Dr Shaun Halovic1,2, Dr Anthony Korner1,2, Mr Mohammed Shadab Younus1,2, Associate Professor Loyola McLean1,2, Dr Clare Chapman1,2, Dr Joan Haliburn1,2, Associate Professor Janine Stevenson1,2, Associate Professor David Butt3, Dr Phillip Graham1, Dr Stephen Malloch1,2, Dr Tessa Phillips1, Emeritus Professor Russell Meares1
1Westmead Psychotherapy Program, Cumberland Hospital, North Parramatta, Australia, 2Sydney University, Camperdown, Australia, 3Macquarie University, Macquarie Park, Australia
The typical approach to measure psychotherapeutic progress is through the use of psychometric questionnaires. Questionnaires can provide a standard baseline that is easily replicable in multiple settings however, they are limited by the numerical reporting methodology underlying the psychometric structure. Patients often struggle to interpret the questions appropriately, which is often exasperated by their reduced functional capacity. Therefore, a mixed-methods approach was taken to allow a deeper explanation about how the patient feels and changed over the course of Conversational Model Therapy (CMT).
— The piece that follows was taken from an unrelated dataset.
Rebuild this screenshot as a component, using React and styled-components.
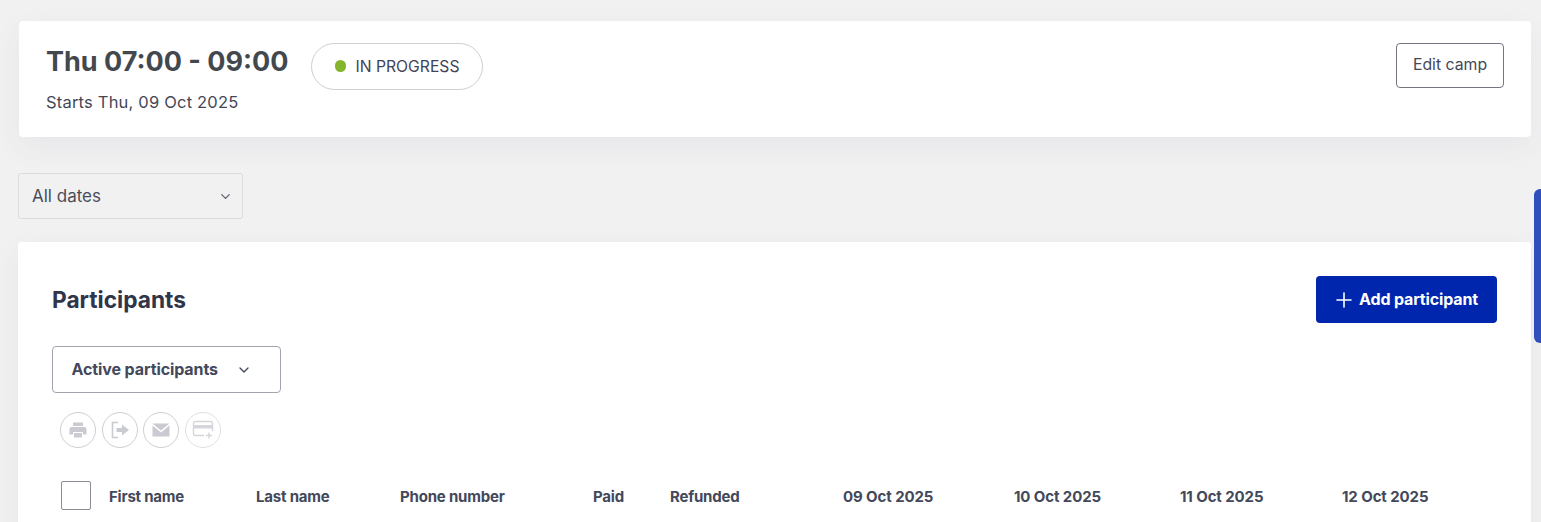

Clinical interviews and the Brief Symptom Inventory (BSI) were completed with 33 patient participants at the start of CMT and after one year of CMT. There were significant improvement in psychotherapeutic outcomes for the BSI global level of distress and for the obsessive-compulsion, interpersonal sensitivity, depression, anxiety, hostility, paranoia, and psychoticism subscales. Clinical notes from the interviews were qualitatively analysed separately by two independent authors. Overall, the participants found therapy helpful (n = 24), especially for their anxiety. Seven participants reported a reduction in suicidal ideation and being in a romantic relationship facilitated this improvement (Coupled n = 5 vs. Single n = 2). Contrary to common stereotypes, 23 of the 33 patients were either working or wanted to work at the start of therapy, which further improved to 25 patients after one year of therapy. A year of psychotherapy showed improved patient outcomes that were both statistically significant and meaningly significant to the patients.
Mohammed Younus holds an undergraduate degree in Psychology & Neuroscience (Hons) and currently in the last year of Doctor of Medicine. Recently, Mr Younus completed an elective term at the Westmead Psychotherapy Program that focuses on Conversational Model Therapy. He is particularly interested in trauma, attachment theory and polyvagal theory.